Horrorgeschichten by Insel Verlag

Horrorgeschichten by Insel Verlag

Autor:Insel Verlag
Die sprache: deu
Format: azw3, mobi, epub
Herausgeber: Insel Verlag
veröffentlicht: 2014-06-17T22:00:00+00:00


Hundeöl

Mein Name ist Boffer Bings. Ich wurde von ehrenhaften Eltern auf einem der bescheideneren Lebenspfade in die Welt gesetzt, insofern als mein Vater Hersteller von Hundeöl war und meine Mutter im Schatten der Dorfkirche ein kleines Studio unterhielt, wo sie unerwünschte Babys beseitigte. In meiner Knabenzeit wurde ich dazu erzogen, mich an fleißige Betätigung zu gewöhnen. Ich half nicht nur meinem Vater, Hunde für seine Bottiche zu beschaffen, sondern wurde auch häufig von meiner Mutter dazu angestellt, die Reste ihres Wirkens im Studio wegzuschaffen. Zur Erfüllung dieser Pflicht bedurfte es mitunter meiner ganzen angeborenen Intelligenz, weil sämtliche Gesetzeshüter der Umgebung etwas gegen die Tätigkeit meiner Mutter einzuwenden hatten. Sie waren nicht durch eine Wahlliste der Opposition gewählt, und so war die Sache nie zu einer politischen Affäre gemacht worden, sondern es war eben nur ein Zufall. Der Beruf meines Vaters, Hundeöl herzustellen, war natürlich weniger unbeliebt, wenn die Besitzer verlorengegangener Hunde ihm auch manchmal mit Mißtrauen begegneten, das sich bis zu einem gewissen Grade auch auf mich erstreckte. Mein Vater hatte alle Ärzte der Stadt zu stillen Geschäftsteilhabern, die nur selten ein Rezept verschrieben, welches nicht das enthielt, was sie mit Vergnügen als Ol. can. bezeichneten. Es ist wirklich die wertvollste Medizin, die je entdeckt worden ist, aber die meisten Leute sind nicht willens, den Kranken persönliche Opfer zu bringen, und daher war es offenbar vielen von den fettesten Hunden des Städtchens verboten, mit mir zu spielen, eine Tatsache, die meine jugendlichen Gefühle kränkte und mich eine Zeitlang beinahe dazu gebracht hätte, Seeräuber zu werden.

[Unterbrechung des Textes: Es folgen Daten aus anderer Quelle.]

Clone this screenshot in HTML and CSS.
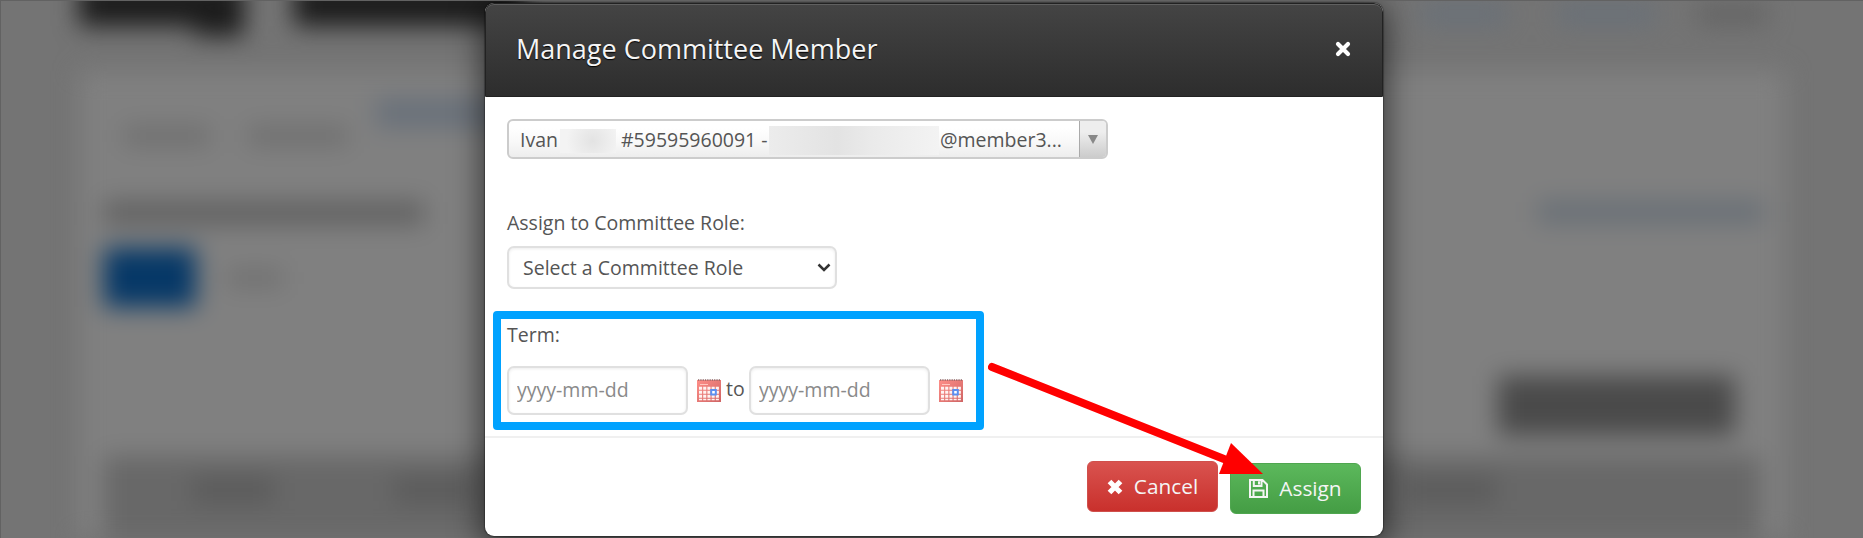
FILE: index.html
```html
<!DOCTYPE html>
<html lang="en">
<head>
    <meta charset="UTF-8">
    <meta name="viewport" content="width=device-width, initial-scale=1.0">
    <title>Manage Committee Member</title>
    <link rel="stylesheet" href="styles.css">
</head>
<body>

<div class="page" aria-hidden="true">
    <div class="page-header">
        <div class="logo">
            <span class="logo-word"></span>
            <span class="logo-tail"></span>
            <span class="logo-word logo-wide"></span>
        </div>
        <div class="top-nav">
            <span></span>
            <span class="nav-second"></span>
            <span class="nav-user"></span>
        </div>
    </div>
    <div class="card">
        <div class="tabs">
            <span class="tab"></span>
            <span class="tab tab-second"></span>
            <span class="tab-active"></span>
        </div>
        <div class="heading-row">
            <span class="heading"></span>
            <span class="help-link"></span>
        </div>
        <div class="pills">
            <span class="pill-active"></span>
            <span class="pill"></span>
        </div>
        <div class="add-row"><span class="add-button"></span></div>
        <div class="table-head">
            <span class="th"></span>
            <span class="th th-second"></span>
            <span class="th th-last"></span>
        </div>
    </div>
</div>

<div class="modal" role="dialog">
    <div class="modal-header">
        <h3>Manage Committee Member</h3>
        <button class="close" type="button" aria-label="Close">
            <svg width="16" height="16" viewBox="0 0 16 16"><path d="M3 3l10 10M13 3L3 13"/></svg>
        </button>
    </div>

    <div class="modal-body">
        <div class="chosen">
            <div class="chosen-text">
                <span class="first-name">Ivan</span>
                <span class="redacted redacted-name"></span>
                <span class="member-id">#59595960091 -</span>
                <span class="redacted redacted-mail"></span>
                <span class="mail-host">@member3...</span>
            </div>
            <div class="chosen-arrow">
                <svg width="10" height="9" viewBox="0 0 10 9"><path d="M0 0h10L5 9z"/></svg>
            </div>
        </div>

        <label class="role-label" for="role">Assign to Committee Role:</label>
        <div class="select-wrap">
            <select id="role">
                <option>Select a Committee Role</option>
            </select>
            <svg class="chevron" width="14" height="9" viewBox="0 0 14 9"><path d="M1.500 1.500L7 7l5.500-5.500"/></svg>
        </div>

        <div class="term">
            <label for="start">Term:</label>
            <div class="dates">
                <input type="text" id="start" placeholder="yyyy-mm-dd">
                <svg class="calendar" width="24" height="23" viewBox="0 0 24 23"><use href="#calendar"/></svg>
                <span class="to">to</span>
                <input type="text" id="end" placeholder="yyyy-mm-dd">
                <svg class="calendar" width="24" height="23" viewBox="0 0 24 23"><use href="#calendar"/></svg>
            </div>
        </div>
    </div>

    <div class="modal-footer">
        <button class="btn btn-danger" type="button">
            <svg width="16" height="16" viewBox="0 0 16 16"><path class="cross" d="M2.500 2.500l11 11M13.500 2.500l-11 11"/></svg>
            Cancel
        </button>
        <button class="btn btn-success" type="button">
            <svg width="19" height="19" viewBox="0 0 19 19">
                <path class="disk" d="M1 1h12.500l4.500 4.500V18H1zM4.800 1v6h7.700V1M4.500 18v-6.500h10V18"/>
                <path class="disk-tab" d="M9 2.300h2v3.300H9z"/>
            </svg>
            Assign
        </button>
    </div>
</div>

<svg class="pointer" width="276" height="122" viewBox="0 0 276 122">
    <path class="pointer-line" d="M4 10L236 102"/>
    <path class="pointer-head" d="M243 86l32 31h-44z"/>
</svg>

<svg class="sprite" width="0" height="0">
    <defs>
        <linearGradient id="cal-red" x2="1" y2="1">
            <stop offset="0" stop-color="#ff8f88"/>
            <stop offset="1" stop-color="#cf6464"/>
        </linearGradient>
        <symbol id="calendar" viewBox="0 0 24 23">
            <path fill="url(#cal-red)" d="M0 1h24v22H0z"/>
            <path stroke="#8f6565" stroke-width="1.500" stroke-dasharray="1.300 1" d="M1 1h22"/>
            <path stroke="#ffc7c0" d="M3 5.500h8"/>
            <path fill="none" stroke="#fff3f1" stroke-width="2.900" stroke-dasharray="3.100 1.100" d="M2 9.300h20M2 13.300h20M2 17.300h20"/>
            <path fill="none" stroke="#fff3f1" stroke-width="1.500" stroke-dasharray="3.100 1.100" d="M2 20.500h20"/>
            <path fill="#fff" stroke="#5a8ff0" stroke-width="2" d="M14.200 11h4.600v4.600h-4.600z"/>
        </symbol>
    </defs>
</svg>

</body>
</html>
```

FILE: styles.css
```css
* {
    box-sizing: border-box;
}
body {
    font-family: 'Open Sans', 'Noto Sans', sans-serif;
    font-size: 19.5px;
    color: #555;
    background: #747474;
    height: 538px;
    margin: 0;
    border: solid #626262;
    border-width: 1px 0 0 1px;
    overflow: hidden;
    position: relative;
}

/* blurred page behind the dialog */
.page {
    height: 537px;
    padding: 0 78px;
    filter: blur(12px);
}
.page-header {
    display: flex;
    justify-content: space-between;
    height: 70px;
}
.logo {
    display: flex;
    margin-top: -20px;
}
.logo-word {
    width: 115px;
    height: 45px;
    background: #1c1c1c;
}
.logo-tail {
    width: 50px;
    height: 55px;
    background: #1c1c1c;
}
.logo-wide {
    width: 230px;
    margin-left: 50px;
}
.top-nav {
    display: flex;
    margin-right: 18px;
}
.top-nav span {
    width: 86px;
    height: 20px;
    margin-top: 3px;
    background: #687079;
}
.top-nav .nav-second {
    width: 98px;
    margin-left: 50px;
}
.top-nav .nav-user {
    width: 70px;
    margin-left: 42px;
    background: #636363;
}
.card {
    height: 467px;
    padding: 28px 25px 0;
    background: #808080;
}
.tabs {
    display: flex;
    height: 102px;
}
.tab {
    width: 86px;
    height: 18px;
    margin: 28px 0 0 20px;
    background: #6e6e6e;
}
.tab-second {
    width: 100px;
    margin-left: 38px;
}
.tab-active {
    width: 150px;
    height: 28px;
    margin-left: 28px;
    background: #68707a;
}
.heading-row {
    display: flex;
    justify-content: space-between;
    height: 46px;
}
.heading {
    width: 320px;
    height: 24px;
    background: #626262;
}
.help-link {
    width: 225px;
    height: 22px;
    margin-right: -3px;
    background: #686f76;
}
.pills {
    display: flex;
    align-items: center;
    height: 61px;
}
.pill-active {
    width: 92px;
    height: 59px;
    background: #063867;
}
.pill {
    width: 56px;
    height: 18px;
    margin-left: 31px;
    background: #707070;
}
.add-row {
    display: flex;
    justify-content: flex-end;
    padding: 68px 25px 0 0;
    height: 148px;
}
.add-button {
    width: 237px;
    height: 59px;
    background: #4a4a4a;
}
.table-head {
    display: flex;
    height: 82px;
    background: #686868;
}
.th {
    width: 82px;
    height: 24px;
    margin: 22px 0 0 88px;
    background: #5a5a5a;
}
.th-second {
    margin-left: 120px;
}
.th-last {
    width: 90px;
    margin-left: 930px;
}

.modal {
    position: absolute;
    top: 2px;
    left: 484px;
    width: 898px;
    height: 533px;
    display: flex;
    flex-direction: column;
    background: #fff;
    border-radius: 9px;
    box-shadow: 0 0 1px 1px rgba(0, 0, 0, 0.3), 0 5px 30px 4px rgba(0, 0, 0, 0.55);
}
.modal-header {
    display: flex;
    justify-content: space-between;
    align-items: center;
    height: 94px;
    padding: 0 31px 3px 30px;
    background: linear-gradient(#444, #2d2d2d);
    border: 1px solid #222;
    border-radius: 9px 9px 0 0;
    box-shadow: inset 0 1px 0 #606060;
}
.modal-header h3 {
    margin: 0;
    font-size: 27px;
    font-weight: 400;
    color: #f5f5f5;
    text-shadow: 0 1px 1px #000;
}
.close {
    display: flex;
    padding: 0;
    border: 0;
    background: none;
}
.close path {
    stroke: #fff;
    stroke-width: 4.2;
    stroke-linecap: round;
}
.modal-body {
    display: flex;
    flex-direction: column;
    align-items: flex-start;
    flex: 1;
    padding: 22px 8px 0 22px;
}
.chosen {
    display: flex;
    width: 601px;
    height: 40px;
    border: 2px solid #ccc;
    border-radius: 6px;
    background: linear-gradient(#fff 20%, #f8f8f8 60%, #ededed);
    overflow: hidden;
}
.chosen-text {
    display: flex;
    align-items: center;
    flex: 1;
    padding-left: 11px;
    white-space: nowrap;
}
.first-name {
    width: 40px;
}
.redacted {
    width: 56px;
    height: 24px;
    margin-top: 4px;
    background: radial-gradient(circle at 58% 50%, #e3e3e3, #f3f3f3 75%);
}
.member-id {
    width: 148px;
    margin-left: 5px;
}
.redacted-mail {
    width: 170px;
    height: 29px;
    margin-top: 3px;
    background: linear-gradient(90deg, #ececec, #e3e3e3 40%, #eaeaea 60%, #f3f3f3);
}
.mail-host {
    margin-left: 1px;
}
.chosen-arrow {
    display: flex;
    justify-content: center;
    align-items: center;
    width: 27px;
    border-left: 1px solid #aaa;
    background: linear-gradient(#eee 30%, #ccc);
}
.chosen-arrow path {
    fill: #888;
}
.role-label {
    margin-top: 50px;
    line-height: 28px;
}
.select-wrap {
    position: relative;
    margin-top: 9px;
}
select, input {
    display: block;
    font: inherit;
    color: #555;
    background: #fff;
    border: 2px solid #e0e0e0;
    border-radius: 7px;
    box-shadow: inset 0 1px 3px rgba(0, 0, 0, 0.08);
}
select {
    appearance: none;
    width: 330px;
    height: 43px;
    padding: 0 14px;
}
.chevron {
    position: absolute;
    right: 6px;
    top: 17px;
}
.chevron path {
    fill: none;
    stroke: #333;
    stroke-width: 2.5;
}
.term {
    width: 491px;
    height: 119px;
    margin: 22px 0 0 -14px;
    padding: 8px 6px;
    border: 8px solid #00a2ff;
    border-radius: 4px;
}
.term label {
    display: block;
    line-height: 28px;
    margin-top: -6px;
}
.dates {
    display: flex;
    align-items: center;
    margin-top: 17px;
}
input {
    width: 181px;
    height: 49px;
    padding: 0 8px 3px;
}
input::placeholder {
    color: #8a8a8a;
    opacity: 1;
}
.calendar {
    margin-left: 9px;
}
.to {
    width: 23px;
    margin: -4px 0 0 5px;
}
.modal-footer {
    display: flex;
    justify-content: flex-end;
    align-items: flex-start;
    gap: 12px;
    height: 100px;
    padding: 23px 22px 0 0;
    border-top: 2px solid #f0f0f0;
}
.btn {
    display: flex;
    justify-content: center;
    align-items: center;
    gap: 11px;
    width: 131px;
    height: 51px;
    padding: 0 0 2px;
    font: inherit;
    font-size: 20.8px;
    color: #f5f5f5;
    border-radius: 6px;
}
.btn svg {
    margin-top: 2px;
}
.btn-danger {
    background: linear-gradient(#d9534f, #c9302c);
    border: 1px solid #d0504c;
}
.btn-success {
    margin-top: 2px;
    background: linear-gradient(#5cb85c, #449d44);
    border: 1px solid #4fa64f;
}
.cross {
    stroke: #fff;
    stroke-width: 5.2;
}
.disk {
    fill: none;
    stroke: #f5f5f5;
    stroke-width: 2;
}
.disk-tab {
    fill: #f5f5f5;
}

/* callout arrow lies over the dialog */
.pointer {
    position: absolute;
    left: 987px;
    top: 356px;
}
.pointer-line {
    stroke: #f00;
    stroke-width: 8;
    stroke-linecap: round;
}
.pointer-head {
    fill: #f00;
}
.sprite {
    position: absolute;
}
```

Wenn ich an jene Tage zurückdenke, kann ich mitunter nicht umhin zu bedauern, daß ich dadurch, daß ich meine geliebten Eltern indirekt umbrachte, zum Urheber von Mißgeschicken wurde, die meine Zukunft grundlegend beeinflußten.

Eines Abends, als ich mit der Leiche eines Findlings aus dem Studio meiner Mutter an der Ölfabrik meines Vaters vorbeikam, sah ich einen Polizisten, der meine Schritte anscheinend scharf beobachtete. Jung, wie ich war, hatte ich doch schon gelernt, daß die Aktionen eines Polizisten, welcher Art sie auch sein mögen, von höchst verwerflichen Motiven geleitet werden, und so ging ich ihm aus dem Wege, indem ich mich durch eine zufällig nur angelehnte Seitentür in die Ölraffinerie drückte. Ich verschloß die Tür sofort von innen und war allein mit meiner Leiche. Mein Vater hatte sich schon zur Nachtruhe begeben. Das einzige Licht im Raum kam vom Schmelzofen her, der unter einem der Kessel in tiefer, starker Glut leuchtete und rötliche Reflexe auf die Wände warf. Das Öl im Kessel siedete noch in trägen Wallungen und brachte gelegentlich ein Stück Hund an die Oberfläche. Ich setzte mich nieder, um zu warten, bis der Polizist wegging, hielt den nackten Leichnam des Findelkindes auf den Knien und streichelte zärtlich sein kurzes, seidiges Haar. Ach, wie schön es war! Sogar in jenem jugendlichen Alter war ich schon ein leidenschaftlicher Kinderfreund, und während ich diesen kleinen Engel betrachtete, hätte ich mein Herz beinahe auf dem Wunsch ertappt, daß die kleine rote Wunde auf seiner Brust, das Werk meiner lieben Mutter, nicht tödlich gewesen wäre.